Being Shakespeare, Trafalgar Studios, London
Friday 24 June 2011
When he first appeared in this solo show at the Edinburgh Festival last summer, Simon Callow had to spend quite a lot of time offstage explaining to people that he was talking about Shakespeare, not pretending to be the Bard himself.
All the same, I stood in a queue on the Mound behind a pair of American tourists who were sure they were going to be within spitting distance of greatness, touching the hem, as it were, of "the real man behind the legend", as it says in the publicity.

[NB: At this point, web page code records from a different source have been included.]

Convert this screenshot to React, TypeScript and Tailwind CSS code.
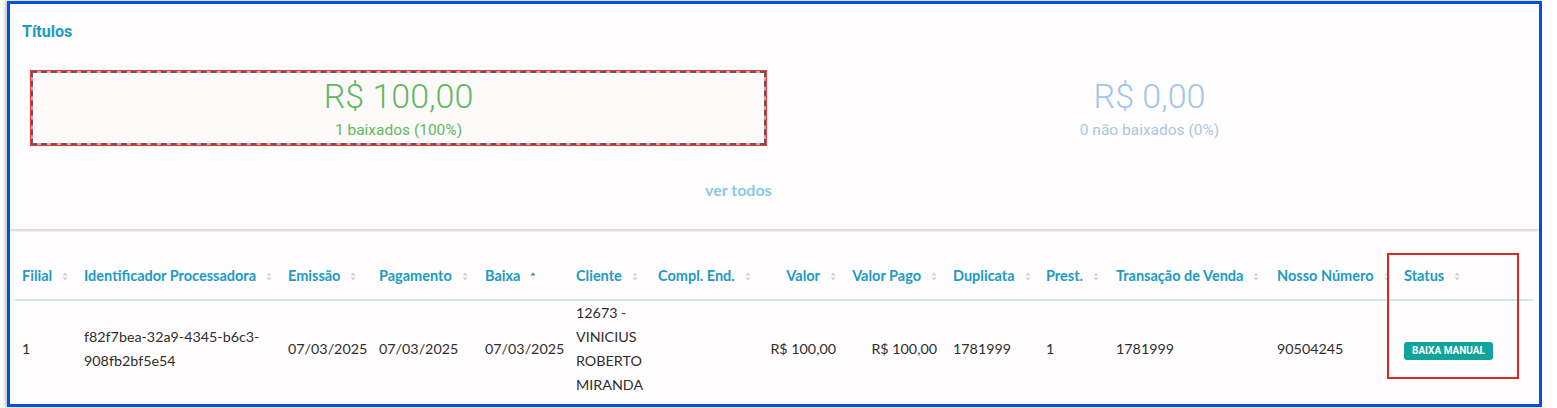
import React from "react";

type Col = {
  label: string;
  width: string;
  right?: boolean;
  active?: boolean;
};

const columns: Col[] = [
  { label: "Filial", width: "w-[62px]" },
  { label: "Identificador Processadora", width: "w-[204px]" },
  { label: "Emissão", width: "w-[91px]" },
  { label: "Pagamento", width: "w-[106px]" },
  { label: "Baixa", width: "w-[91px]", active: true },
  { label: "Cliente", width: "w-[82px]" },
  { label: "Compl. End.", width: "w-[110px]" },
  { label: "Valor", width: "w-[84px]", right: true },
  { label: "Valor Pago", width: "w-[101px]", right: true },
  { label: "Duplicata", width: "w-[93px]" },
  { label: "Prest.", width: "w-[70px]" },
  { label: "Transação de Venda", width: "w-[161px]" },
  { label: "Nosso Número", width: "w-[127px]" },
  { label: "Status", width: "w-[137px]" },
];

function SortIcon({ active }: { active?: boolean }) {
  return (
    <svg width="6" height="9" viewBox="0 0 6 9" className="shrink-0">
      <path d="M3 0.5 L5.6 3.6 H0.4 Z" fill={active ? "#3d86a8" : "#d3d3d3"} />
      <path d="M3 8.5 L5.6 5.4 H0.4 Z" fill={active ? "#ececec" : "#d3d3d3"} />
    </svg>
  );
}

function Summary({
  amount,
  label,
  amountColor,
  labelColor,
}: {
  amount: string;
  label: string;
  amountColor: string;
  labelColor: string;
}) {
  return (
    <div className="flex flex-col items-center pt-[3px] pb-[3px] font-[Roboto,sans-serif]">
      <span className={`text-[34px] leading-[40px] font-light ${amountColor}`}>{amount}</span>
      <span className={`mt-[4px] text-[15.5px] leading-[20px] ${labelColor}`}>{label}</span>
    </div>
  );
}

export default function App() {
  return (
    <div className="min-h-[408px] bg-white pl-[7px] pt-[1px]">
      <div className="relative h-[406px] w-[1535px] overflow-hidden border-[3px] border-[#0050e6] bg-[#fffdfd] shadow-[-2px_0_3px_rgba(0,0,0,0.25)]">
        {/* resumo */}
        <section className="h-[225px] bg-[#fffdfd] px-[12px] pt-[18px] shadow-[0_2px_2px_rgba(0,0,0,0.16)]">
          <h2 className="font-[Roboto,sans-serif] text-[16px] leading-[20px] font-bold text-[#1b9ac4]">Títulos</h2>

          <div className="mx-[8px] mt-[28px] grid grid-cols-[737px_737px] gap-[14px]">
            <div className="border border-[#e53535] bg-[#ff9494]">
              <div className="border-2 border-dashed border-[#565d70] bg-[#fffafa] bg-clip-padding">
                <Summary
                  amount="R$ 100,00"
                  label="1 baixados (100%)"
                  amountColor="text-[#5fb862]"
                  labelColor="text-[#62b85c]"
                />
              </div>
            </div>
            <div className="pt-[3px]">
              <Summary
                amount="R$ 0,00"
                label="0 não baixados (0%)"
                amountColor="text-[#a0c6ea]"
                labelColor="text-[#a8c6e6]"
              />
            </div>
          </div>

          <div className="mt-[32px] pl-[683px]">
            <a className="font-[Lato,sans-serif] text-[16px] leading-[20px] font-bold text-[#88cae2]">ver todos</a>
          </div>
        </section>

        {/* tabela */}
        <section className="relative mt-[3px] pl-[4px] pt-[20px] font-[Lato,sans-serif]">
          <table className="w-[1519px] table-fixed border-collapse">
            <thead>
              <tr className="border-b-2 border-[#d1e8ef]">
                {columns.map((col) => (
                  <th
                    key={col.label}
                    className={`${col.width} px-[8px] pt-[14px] pb-[13px] text-[14.5px] leading-[20px] font-bold text-[#1b9bc5]`}
                  >
                    <div className={`flex items-center gap-[10px] whitespace-nowrap ${col.right ? "justify-end" : "justify-start"}`}>
                      <span>{col.label}</span>
                      <SortIcon active={col.active} />
                    </div>
                  </th>
                ))}
              </tr>
            </thead>
            <tbody className="text-[14.3px] leading-[24px] text-[#2e2e2e]">
              <tr>
                <td className="px-[8px] align-middle">1</td>
                <td className="px-[8px] align-middle">
                  <div>f82f7bea-32a9-4345-b6c3-</div>
                  <div>908fb2bf5e54</div>
                </td>
                <td className="px-[8px] align-middle whitespace-nowrap">07/03/2025</td>
                <td className="px-[8px] align-middle whitespace-nowrap">07/03/2025</td>
                <td className="px-[8px] align-middle whitespace-nowrap">07/03/2025</td>
                <td className="px-[8px] align-middle whitespace-nowrap">
                  <div>12673 -</div>
                  <div>VINICIUS</div>
                  <div>ROBERTO</div>
                  <div>MIRANDA</div>
                </td>
                <td className="px-[8px] align-middle"></td>
                <td className="px-[8px] text-right align-middle whitespace-nowrap">R$ 100,00</td>
                <td className="px-[8px] text-right align-middle whitespace-nowrap">R$ 100,00</td>
                <td className="px-[8px] align-middle">1781999</td>
                <td className="px-[8px] align-middle">1</td>
                <td className="px-[8px] align-middle">1781999</td>
                <td className="px-[8px] align-middle">90504245</td>
                <td className="px-[8px] align-middle">
                  <span className="inline-flex h-[18px] items-center rounded-[3px] bg-[#12a49b] px-[8px] font-[Roboto,sans-serif] text-[10px] leading-none font-bold text-white">
                    BAIXA MANUAL
                  </span>
                </td>
              </tr>
            </tbody>
          </table>

          {/* destaque da coluna status */}
          <div className="pointer-events-none absolute left-[1377px] top-[21px] h-[126px] w-[132px] border-2 border-[#e02424]" />
        </section>
      </div>
    </div>
  );
}
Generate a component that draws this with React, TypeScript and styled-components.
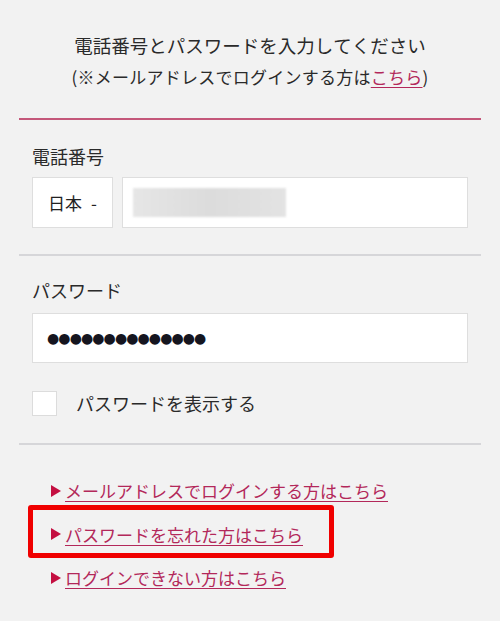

Callow himself, to be fair, conveyed a sense of undiluted awe even as he insisted on the ordinariness of our greatest dramatist. But it remains the singular virtue of Jonathan Bate's text, and now of Callow's much-altered performance, that there is no attempt at hagiography, and no undue astonishment, or disbelief, at the achievement of the plays.
Shakespeare was the son of a glove-maker in the small market town of Stratford-upon-Avon where he went to the local grammar school, married at the unusually early age of 18, and fell into the London theatre as a source of much-needed income by working as an actor and helping other dramatists finish their plays.
He learned about the language of politics and power in school, as all boys did, while studying rhetoric. He learned about human frailty and loss in the death of his own son. And he learned about the natural world in the surrounding fields and forests, "Shakespeare Country" as it's now called.
Callow expounds all this, and more, in a dark suit, moving carefully around a simple set, speaking the verse as beautifully as he has ever done, with a sort of downbeat demeanour, as if in deliberate riposte to critics and audiences who have found his puppyish enthusiasm and bombastic style too overwhelming in the past.
Using the Seven Ages of Man speech of Jaques in As You Like It as his structural outline, Callow hangs out the speeches of Constance in King John, of Romeo and Juliet, Macbeth, Henry V, Falstaff, with extracts from "Venus and Adonis" and the sonnets, with a fine care and observation.
We start with the sight of old Adam being cared for in the Forest of Arden, and end with "second childishness, and mere oblivion, sans teeth, sans eyes, sans taste, sans everything." And in between, all human life, indeed, is there.